By: Robert E. Petrowsky
Private business owners should prepare for compliance with a recently enacted law known as the Corporate Transparency Act (the “CTA”). The CTA will require businesses to report information regarding beneficial ownership to the Financial Crimes Enforcement Network (“FinCEN”) in the near future. The purpose of the CTA is to create an ownership database and streamline criminal investigations to minimize money laundering and other financial crimes. While the regulations are not finalized yet, business owners should start preparing for compliance in advance.
The CTA applies to “reporting companies,” which are essentially all private entities, other than a handful of exemptions. Any type of business entity can be a reporting company, including corporations, limited liability companies, partnerships, joint ventures, and business trusts. While there are exceptions to the definition of reporting company, the general rule is that almost every small business will qualify as a reporting company. The companies that are exempt tend to be publicly traded or heavily regulated in such a way that some regulatory agency already has the ownership information. These include companies such as banks, certain insurance companies, companies that exercise government authority, and investment companies or investment advisors.
Those businesses that fall within the CTA’s definition of a “reporting company” will be required to provide personal information for any beneficial owner and the organizer – the person who set up the company. A “beneficial owner” is anyone who owns more than 25% of the outstanding equity of the company or who has substantial control. While providing beneficial ownership information is straightforward, finding the information for the person who set up the company may be very difficult, especially if the company has been bought and sold or has gone through multiple generations since it was formed.
The information that the CTA will likely require will include the name, date of birth, address, and identification number (most likely the driver’s license number) for each beneficial owner and organizer.

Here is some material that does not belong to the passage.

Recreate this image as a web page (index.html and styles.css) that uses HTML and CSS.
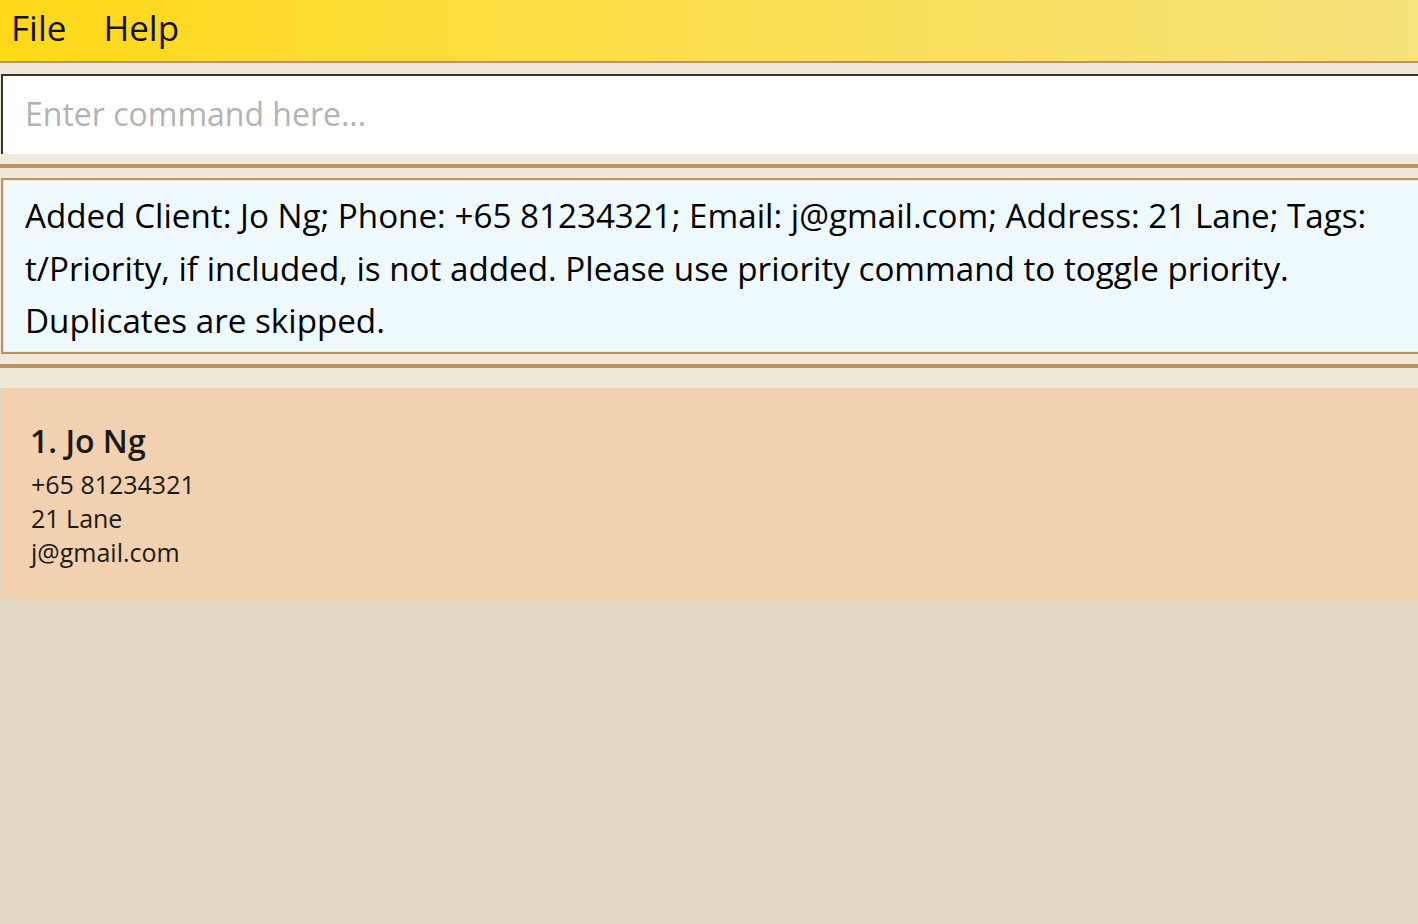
FILE: index.html
```html
<!DOCTYPE html>
<html lang="en">
<head>
<meta charset="utf-8">
<title>Address Book</title>
<link rel="stylesheet" href="styles.css">
</head>
<body>
<div class="app">
  <nav class="menubar">
    <span class="menu-item">File</span>
    <span class="menu-item">Help</span>
  </nav>
  <div class="command-wrap">
    <input class="command-box" type="text" placeholder="Enter command here...">
  </div>
  <div class="divider"></div>
  <div class="result-wrap">
    <div class="result-box">Added Client: Jo Ng; Phone: +65 81234321; Email: j@gmail.com; Address: 21 Lane; Tags: t/Priority, if included, is not added. Please use priority command to toggle priority. Duplicates are skipped.</div>
  </div>
  <div class="divider"></div>
  <div class="list">
    <div class="card">
      <div class="card-name">1. Jo Ng</div>
      <div class="card-line">+65 81234321</div>
      <div class="card-line">21 Lane</div>
      <div class="card-line">j@gmail.com</div>
    </div>
  </div>
</div>
</body>
</html>
```
FILE: styles.css
```css
html, body {
  margin: 0;
  padding: 0;
  height: 100%;
  overflow: hidden;
}
body {
  background: #f0e8d8;
  font-family: "Open Sans", "Liberation Sans", sans-serif;
  color: #000;
}
.app {
  display: flex;
  flex-direction: column;
  height: 100%;
}
.menubar {
  height: 61px;
  border-bottom: 2px solid #c09060;
  background: linear-gradient(to right, #ffd817 0%, #fadf4f 50%, #f7e27b 100%);
  display: flex;
  align-items: center;
  gap: 37px;
  padding-left: 11px;
  flex: none;
}
.menu-item {
  font-size: 35px;
  color: #111;
  line-height: 1;
  padding-bottom: 7px;
}
.command-wrap {
  margin-top: 11px;
  padding-left: 1px;
  flex: none;
}
.command-box {
  display: block;
  box-sizing: border-box;
  width: 1430px;
  height: 80px;
  margin: 0;
  border: none;
  border-top: 2px solid #333;
  border-left: 2px solid #333;
  background: #fff;
  padding: 0 0 4px 22px;
  font-family: "Open Sans", "Liberation Sans", sans-serif;
  font-size: 32px;
  color: #000;
  outline: none;
}
.command-box::placeholder {
  color: #b3b3b3;
}
.divider {
  flex: none;
  height: 4px;
  background: #c09060;
  margin-top: 10px;
}
.result-wrap {
  margin-top: 10px;
  padding-left: 1px;
  flex: none;
}
.result-box {
  box-sizing: border-box;
  width: 1430px;
  height: 176px;
  border: 2px solid #c09060;
  box-shadow: inset 0 0 0 1px #f3ead9;
  background: #effaff;
  padding: 10px 40px 0 22px;
  font-size: 33.2px;
  line-height: 52.5px;
  color: #000;
}
.list {
  flex: 1;
  margin-top: 20px;
  background: #e4d9c4;
  padding-left: 1px;
}
.card {
  background: #f2d1b0;
  height: 211px;
  box-sizing: border-box;
  padding: 32px 0 0 29px;
}
.card-name {
  font-weight: 600;
  font-size: 32px;
  line-height: 42px;
  color: #1a1a1a;
  margin-bottom: 5px;
}
.card-line {
  font-size: 25px;
  line-height: 34px;
  color: #1a1a1a;
  padding-left: 1px;
}
```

The report will also include the company’s name, alternative names and d/b/a names, business address, jurisdiction of formation or registration, and its unique identification number, such as an EIN.
If any portion of a reporting company is owned by a minor child, then the child’s parent or legal guardian will need to provide their personal information in lieu of providing the information for the minor child. Once the child reaches the age of 18, the report will need to be amended to list the child rather than the parent or legal guardian.
There are two compliance dates depending on when the company was created. If created after the regulations are issued, the report must be filed within 14 days of forming the company. For existing companies, the reports must be filed no later than two years after the rules are published. This may seem like a long time, but there may be a considerable amount of work for certain older companies to determine who to list as an organizer.
If any information changes on a report, including an exempt company becoming a reporting company, an updated report must be filed within 30 days of any such change. This is important to keep in mind if your company or its owners have any desire to sell any ownership in the company in the future. The requirement to report changes also applies if a beneficial owner dies. For some companies, this might mean that the entire analysis of who is a beneficial owner changes, so it is important to address the need to file an updated report early.
If a business fails to comply with these rules, civil, and potentially a criminal, penalties may be imposed. These penalties could be as high as $500 per day for as long as a violation continues.
If you currently own or manage a company, you should first determine whether your company is a “reporting company” under the CTA, and if so, you should begin gathering the required information as soon as possible. For very small and newer companies, the information is likely readily available. However, older companies, entities that may have many owners, or businesses with an unknown history should start gathering the required information early so that such companies are not pushing up against the compliance deadline. Reach out to your attorney with any questions regarding the CTA and for assistance on how to comply with these impending regulations.